▶ STATED PROBLEM
Leave out the pictures and repeat the rest of the material exactly.

[Start]

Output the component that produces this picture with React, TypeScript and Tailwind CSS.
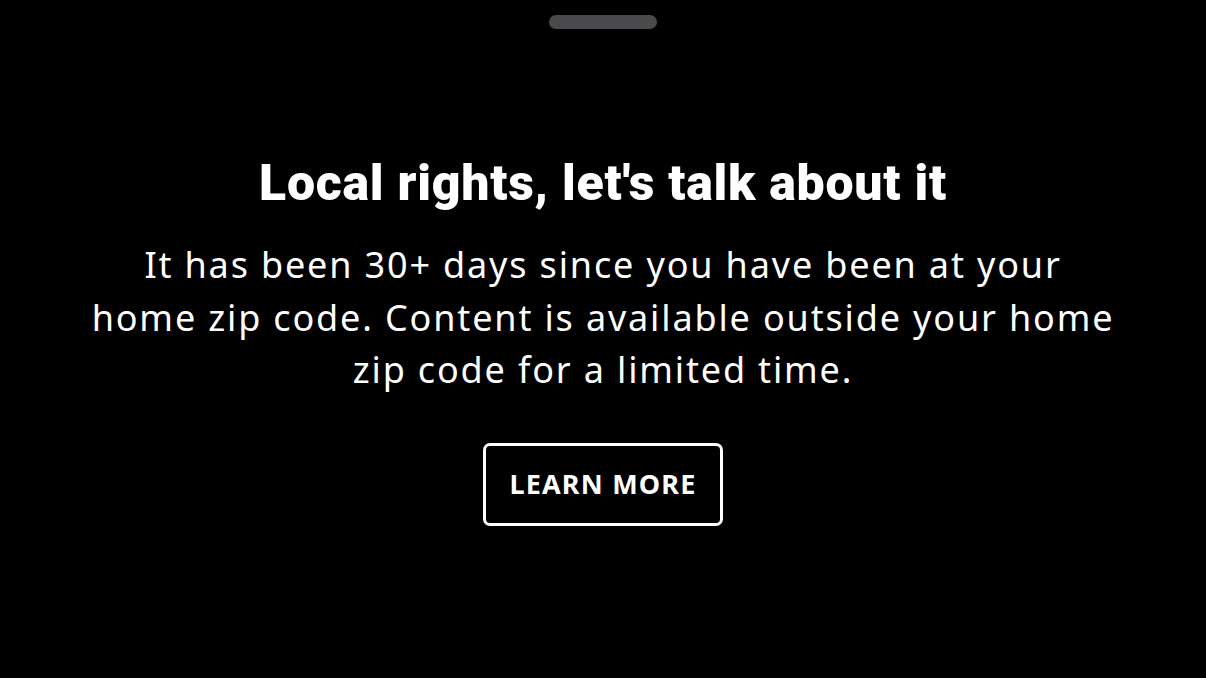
export default function App() {
  return (
    <div className="flex h-[678px] w-full flex-col items-center bg-black text-white">
      <div className="mt-[15px] h-[14px] w-[108px] rounded-full bg-[#4a4a4c]" />

      <h1 className="mt-[126px] font-['Roboto',sans-serif] text-[50px] font-black leading-[56px] tracking-[0.75px]">
        Local rights, let's talk about it
      </h1>

      <p className="mt-[28px] whitespace-nowrap text-center font-['Noto_Sans',sans-serif] text-[36px] leading-[52.5px] tracking-[1.85px]">
        It has been 30+ days since you have been at your
        <br />
        home zip code. Content is available outside your home
        <br />
        zip code for a limited time.
      </p>

      <button
        type="button"
        className="mt-[46px] flex h-[83px] w-[240px] items-center justify-center rounded-[7px] border-[3px] border-white font-['Noto_Sans',sans-serif] text-[27px] font-bold tracking-[1.2px]"
      >
        LEARN MORE
      </button>
    </div>
  );
}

[End]

▶ RESULT FOR THIS EXERCISE
Output the component that produces this picture with React, TypeScript and Tailwind CSS.
export default function App() {
  return (
    <div className="flex h-[678px] w-full flex-col items-center bg-black text-white">
      <div className="mt-[15px] h-[14px] w-[108px] rounded-full bg-[#4a4a4c]" />

      <h1 className="mt-[126px] font-['Roboto',sans-serif] text-[50px] font-black leading-[56px] tracking-[0.75px]">
        Local rights, let's talk about it
      </h1>

      <p className="mt-[28px] whitespace-nowrap text-center font-['Noto_Sans',sans-serif] text-[36px] leading-[52.5px] tracking-[1.85px]">
        It has been 30+ days since you have been at your
        <br />
        home zip code. Content is available outside your home
        <br />
        zip code for a limited time.
      </p>

      <button
        type="button"
        className="mt-[46px] flex h-[83px] w-[240px] items-center justify-center rounded-[7px] border-[3px] border-white font-['Noto_Sans',sans-serif] text-[27px] font-bold tracking-[1.2px]"
      >
        LEARN MORE
      </button>
    </div>
  );
}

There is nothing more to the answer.